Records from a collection
** start **
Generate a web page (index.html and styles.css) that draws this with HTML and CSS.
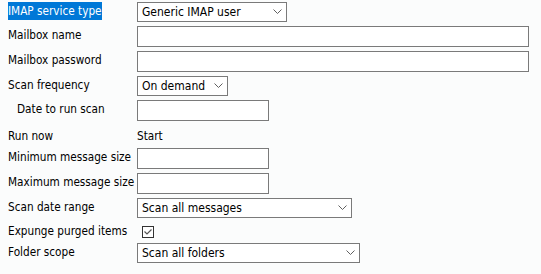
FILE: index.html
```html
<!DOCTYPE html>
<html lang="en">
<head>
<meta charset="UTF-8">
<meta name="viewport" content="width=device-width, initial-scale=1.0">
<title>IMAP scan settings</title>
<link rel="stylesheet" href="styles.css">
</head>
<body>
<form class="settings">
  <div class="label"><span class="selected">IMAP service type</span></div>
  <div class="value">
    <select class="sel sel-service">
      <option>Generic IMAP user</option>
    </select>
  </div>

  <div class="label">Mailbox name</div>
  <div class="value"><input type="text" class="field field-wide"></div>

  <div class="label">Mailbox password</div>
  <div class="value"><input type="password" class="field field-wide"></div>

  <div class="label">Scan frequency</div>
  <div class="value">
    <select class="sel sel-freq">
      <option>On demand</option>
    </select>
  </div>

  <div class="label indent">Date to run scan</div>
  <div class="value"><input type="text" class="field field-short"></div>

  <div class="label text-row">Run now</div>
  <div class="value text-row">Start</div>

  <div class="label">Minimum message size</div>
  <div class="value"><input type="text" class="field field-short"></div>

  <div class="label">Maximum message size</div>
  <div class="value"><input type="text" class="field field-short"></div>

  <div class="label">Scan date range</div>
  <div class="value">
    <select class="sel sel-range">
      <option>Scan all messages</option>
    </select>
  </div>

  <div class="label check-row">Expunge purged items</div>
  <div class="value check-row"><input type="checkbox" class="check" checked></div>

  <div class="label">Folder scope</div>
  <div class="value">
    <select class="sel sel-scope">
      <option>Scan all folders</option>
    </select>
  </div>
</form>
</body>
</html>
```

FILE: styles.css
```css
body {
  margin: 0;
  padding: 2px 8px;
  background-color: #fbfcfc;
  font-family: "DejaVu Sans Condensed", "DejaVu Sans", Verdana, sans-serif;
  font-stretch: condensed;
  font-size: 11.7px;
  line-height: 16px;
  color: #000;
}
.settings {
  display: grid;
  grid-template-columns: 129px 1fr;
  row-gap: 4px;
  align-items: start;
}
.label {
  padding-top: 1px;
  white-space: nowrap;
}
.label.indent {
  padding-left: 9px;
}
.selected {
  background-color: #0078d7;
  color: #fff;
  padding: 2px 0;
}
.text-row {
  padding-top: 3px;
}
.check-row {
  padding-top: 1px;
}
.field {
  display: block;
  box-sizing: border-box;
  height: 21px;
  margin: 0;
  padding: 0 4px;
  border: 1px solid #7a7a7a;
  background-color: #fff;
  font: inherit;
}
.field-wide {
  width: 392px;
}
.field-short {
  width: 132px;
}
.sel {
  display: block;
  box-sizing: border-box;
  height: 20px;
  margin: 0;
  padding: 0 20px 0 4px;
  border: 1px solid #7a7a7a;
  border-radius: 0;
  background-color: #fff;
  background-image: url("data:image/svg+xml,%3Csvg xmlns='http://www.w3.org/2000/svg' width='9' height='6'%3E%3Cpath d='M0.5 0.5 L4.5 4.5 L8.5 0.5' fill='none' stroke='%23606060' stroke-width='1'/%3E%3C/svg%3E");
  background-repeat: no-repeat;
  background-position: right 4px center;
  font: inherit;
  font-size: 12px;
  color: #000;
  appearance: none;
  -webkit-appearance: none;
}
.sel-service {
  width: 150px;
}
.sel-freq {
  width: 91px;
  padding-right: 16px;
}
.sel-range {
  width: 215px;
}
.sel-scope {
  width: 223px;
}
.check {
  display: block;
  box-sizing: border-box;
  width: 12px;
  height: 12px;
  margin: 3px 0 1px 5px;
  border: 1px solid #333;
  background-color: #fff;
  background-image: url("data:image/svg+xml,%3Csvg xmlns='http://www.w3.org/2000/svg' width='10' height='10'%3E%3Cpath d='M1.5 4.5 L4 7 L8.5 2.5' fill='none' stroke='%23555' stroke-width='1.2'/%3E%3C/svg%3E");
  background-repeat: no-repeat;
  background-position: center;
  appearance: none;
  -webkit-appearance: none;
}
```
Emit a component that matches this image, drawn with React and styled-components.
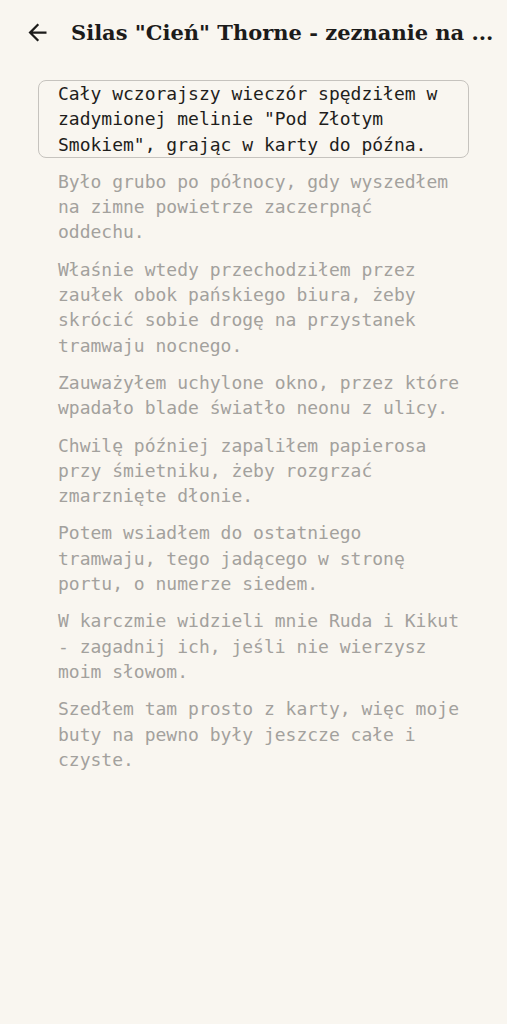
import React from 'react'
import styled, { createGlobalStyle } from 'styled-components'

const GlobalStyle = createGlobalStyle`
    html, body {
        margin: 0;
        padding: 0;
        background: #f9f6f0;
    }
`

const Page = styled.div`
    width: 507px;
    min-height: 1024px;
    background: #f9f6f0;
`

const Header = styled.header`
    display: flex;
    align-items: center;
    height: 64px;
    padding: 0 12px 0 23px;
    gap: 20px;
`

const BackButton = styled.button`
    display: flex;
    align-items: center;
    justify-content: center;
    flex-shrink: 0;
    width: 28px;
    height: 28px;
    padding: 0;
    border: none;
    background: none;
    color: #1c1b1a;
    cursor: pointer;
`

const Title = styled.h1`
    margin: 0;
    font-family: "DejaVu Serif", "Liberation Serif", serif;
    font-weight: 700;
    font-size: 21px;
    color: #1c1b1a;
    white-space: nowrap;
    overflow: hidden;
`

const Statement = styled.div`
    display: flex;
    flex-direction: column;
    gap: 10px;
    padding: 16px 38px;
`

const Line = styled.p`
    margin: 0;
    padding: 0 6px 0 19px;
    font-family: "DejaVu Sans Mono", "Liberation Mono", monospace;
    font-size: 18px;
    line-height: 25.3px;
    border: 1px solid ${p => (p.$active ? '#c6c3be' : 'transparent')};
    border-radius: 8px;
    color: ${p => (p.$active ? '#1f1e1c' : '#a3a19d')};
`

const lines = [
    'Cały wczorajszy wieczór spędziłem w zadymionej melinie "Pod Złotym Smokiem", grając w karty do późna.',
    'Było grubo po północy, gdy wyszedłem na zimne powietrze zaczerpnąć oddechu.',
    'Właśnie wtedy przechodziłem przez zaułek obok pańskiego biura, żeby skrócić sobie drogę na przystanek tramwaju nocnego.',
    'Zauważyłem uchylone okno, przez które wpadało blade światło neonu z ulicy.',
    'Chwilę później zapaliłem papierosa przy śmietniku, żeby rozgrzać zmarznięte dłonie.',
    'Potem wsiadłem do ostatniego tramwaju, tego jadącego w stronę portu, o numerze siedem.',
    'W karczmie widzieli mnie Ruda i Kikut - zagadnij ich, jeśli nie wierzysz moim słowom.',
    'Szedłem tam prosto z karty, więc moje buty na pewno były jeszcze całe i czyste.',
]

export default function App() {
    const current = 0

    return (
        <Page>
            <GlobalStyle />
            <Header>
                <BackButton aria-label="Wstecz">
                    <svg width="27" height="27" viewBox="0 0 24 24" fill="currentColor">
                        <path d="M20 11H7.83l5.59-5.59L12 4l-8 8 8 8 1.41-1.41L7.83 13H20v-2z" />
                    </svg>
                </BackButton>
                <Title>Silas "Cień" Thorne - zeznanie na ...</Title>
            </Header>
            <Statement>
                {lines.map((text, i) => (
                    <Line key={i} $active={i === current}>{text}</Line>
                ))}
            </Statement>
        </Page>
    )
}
** end **
_What this task involves_
Write out each entry exactly as given, omitting any picture.

_Expected answer_
Generate a web page (index.html and styles.css) that draws this with HTML and CSS.
FILE: index.html
```html
<!DOCTYPE html>
<html lang="en">
<head>
<meta charset="UTF-8">
<meta name="viewport" content="width=device-width, initial-scale=1.0">
<title>IMAP scan settings</title>
<link rel="stylesheet" href="styles.css">
</head>
<body>
<form class="settings">
  <div class="label"><span class="selected">IMAP service type</span></div>
  <div class="value">
    <select class="sel sel-service">
      <option>Generic IMAP user</option>
    </select>
  </div>

  <div class="label">Mailbox name</div>
  <div class="value"><input type="text" class="field field-wide"></div>

  <div class="label">Mailbox password</div>
  <div class="value"><input type="password" class="field field-wide"></div>

  <div class="label">Scan frequency</div>
  <div class="value">
    <select class="sel sel-freq">
      <option>On demand</option>
    </select>
  </div>

  <div class="label indent">Date to run scan</div>
  <div class="value"><input type="text" class="field field-short"></div>

  <div class="label text-row">Run now</div>
  <div class="value text-row">Start</div>

  <div class="label">Minimum message size</div>
  <div class="value"><input type="text" class="field field-short"></div>

  <div class="label">Maximum message size</div>
  <div class="value"><input type="text" class="field field-short"></div>

  <div class="label">Scan date range</div>
  <div class="value">
    <select class="sel sel-range">
      <option>Scan all messages</option>
    </select>
  </div>

  <div class="label check-row">Expunge purged items</div>
  <div class="value check-row"><input type="checkbox" class="check" checked></div>

  <div class="label">Folder scope</div>
  <div class="value">
    <select class="sel sel-scope">
      <option>Scan all folders</option>
    </select>
  </div>
</form>
</body>
</html>
```

FILE: styles.css
```css
body {
  margin: 0;
  padding: 2px 8px;
  background-color: #fbfcfc;
  font-family: "DejaVu Sans Condensed", "DejaVu Sans", Verdana, sans-serif;
  font-stretch: condensed;
  font-size: 11.7px;
  line-height: 16px;
  color: #000;
}
.settings {
  display: grid;
  grid-template-columns: 129px 1fr;
  row-gap: 4px;
  align-items: start;
}
.label {
  padding-top: 1px;
  white-space: nowrap;
}
.label.indent {
  padding-left: 9px;
}
.selected {
  background-color: #0078d7;
  color: #fff;
  padding: 2px 0;
}
.text-row {
  padding-top: 3px;
}
.check-row {
  padding-top: 1px;
}
.field {
  display: block;
  box-sizing: border-box;
  height: 21px;
  margin: 0;
  padding: 0 4px;
  border: 1px solid #7a7a7a;
  background-color: #fff;
  font: inherit;
}
.field-wide {
  width: 392px;
}
.field-short {
  width: 132px;
}
.sel {
  display: block;
  box-sizing: border-box;
  height: 20px;
  margin: 0;
  padding: 0 20px 0 4px;
  border: 1px solid #7a7a7a;
  border-radius: 0;
  background-color: #fff;
  background-image: url("data:image/svg+xml,%3Csvg xmlns='http://www.w3.org/2000/svg' width='9' height='6'%3E%3Cpath d='M0.5 0.5 L4.5 4.5 L8.5 0.5' fill='none' stroke='%23606060' stroke-width='1'/%3E%3C/svg%3E");
  background-repeat: no-repeat;
  background-position: right 4px center;
  font: inherit;
  font-size: 12px;
  color: #000;
  appearance: none;
  -webkit-appearance: none;
}
.sel-service {
  width: 150px;
}
.sel-freq {
  width: 91px;
  padding-right: 16px;
}
.sel-range {
  width: 215px;
}
.sel-scope {
  width: 223px;
}
.check {
  display: block;
  box-sizing: border-box;
  width: 12px;
  height: 12px;
  margin: 3px 0 1px 5px;
  border: 1px solid #333;
  background-color: #fff;
  background-image: url("data:image/svg+xml,%3Csvg xmlns='http://www.w3.org/2000/svg' width='10' height='10'%3E%3Cpath d='M1.5 4.5 L4 7 L8.5 2.5' fill='none' stroke='%23555' stroke-width='1.2'/%3E%3C/svg%3E");
  background-repeat: no-repeat;
  background-position: center;
  appearance: none;
  -webkit-appearance: none;
}
```
Emit a component that matches this image, drawn with React and styled-components.
import React from 'react'
import styled, { createGlobalStyle } from 'styled-components'

const GlobalStyle = createGlobalStyle`
    html, body {
        margin: 0;
        padding: 0;
        background: #f9f6f0;
    }
`

const Page = styled.div`
    width: 507px;
    min-height: 1024px;
    background: #f9f6f0;
`

const Header = styled.header`
    display: flex;
    align-items: center;
    height: 64px;
    padding: 0 12px 0 23px;
    gap: 20px;
`

const BackButton = styled.button`
    display: flex;
    align-items: center;
    justify-content: center;
    flex-shrink: 0;
    width: 28px;
    height: 28px;
    padding: 0;
    border: none;
    background: none;
    color: #1c1b1a;
    cursor: pointer;
`

const Title = styled.h1`
    margin: 0;
    font-family: "DejaVu Serif", "Liberation Serif", serif;
    font-weight: 700;
    font-size: 21px;
    color: #1c1b1a;
    white-space: nowrap;
    overflow: hidden;
`

const Statement = styled.div`
    display: flex;
    flex-direction: column;
    gap: 10px;
    padding: 16px 38px;
`

const Line = styled.p`
    margin: 0;
    padding: 0 6px 0 19px;
    font-family: "DejaVu Sans Mono", "Liberation Mono", monospace;
    font-size: 18px;
    line-height: 25.3px;
    border: 1px solid ${p => (p.$active ? '#c6c3be' : 'transparent')};
    border-radius: 8px;
    color: ${p => (p.$active ? '#1f1e1c' : '#a3a19d')};
`

const lines = [
    'Cały wczorajszy wieczór spędziłem w zadymionej melinie "Pod Złotym Smokiem", grając w karty do późna.',
    'Było grubo po północy, gdy wyszedłem na zimne powietrze zaczerpnąć oddechu.',
    'Właśnie wtedy przechodziłem przez zaułek obok pańskiego biura, żeby skrócić sobie drogę na przystanek tramwaju nocnego.',
    'Zauważyłem uchylone okno, przez które wpadało blade światło neonu z ulicy.',
    'Chwilę później zapaliłem papierosa przy śmietniku, żeby rozgrzać zmarznięte dłonie.',
    'Potem wsiadłem do ostatniego tramwaju, tego jadącego w stronę portu, o numerze siedem.',
    'W karczmie widzieli mnie Ruda i Kikut - zagadnij ich, jeśli nie wierzysz moim słowom.',
    'Szedłem tam prosto z karty, więc moje buty na pewno były jeszcze całe i czyste.',
]

export default function App() {
    const current = 0

    return (
        <Page>
            <GlobalStyle />
            <Header>
                <BackButton aria-label="Wstecz">
                    <svg width="27" height="27" viewBox="0 0 24 24" fill="currentColor">
                        <path d="M20 11H7.83l5.59-5.59L12 4l-8 8 8 8 1.41-1.41L7.83 13H20v-2z" />
                    </svg>
                </BackButton>
                <Title>Silas "Cień" Thorne - zeznanie na ...</Title>
            </Header>
            <Statement>
                {lines.map((text, i) => (
                    <Line key={i} $active={i === current}>{text}</Line>
                ))}
            </Statement>
        </Page>
    )
}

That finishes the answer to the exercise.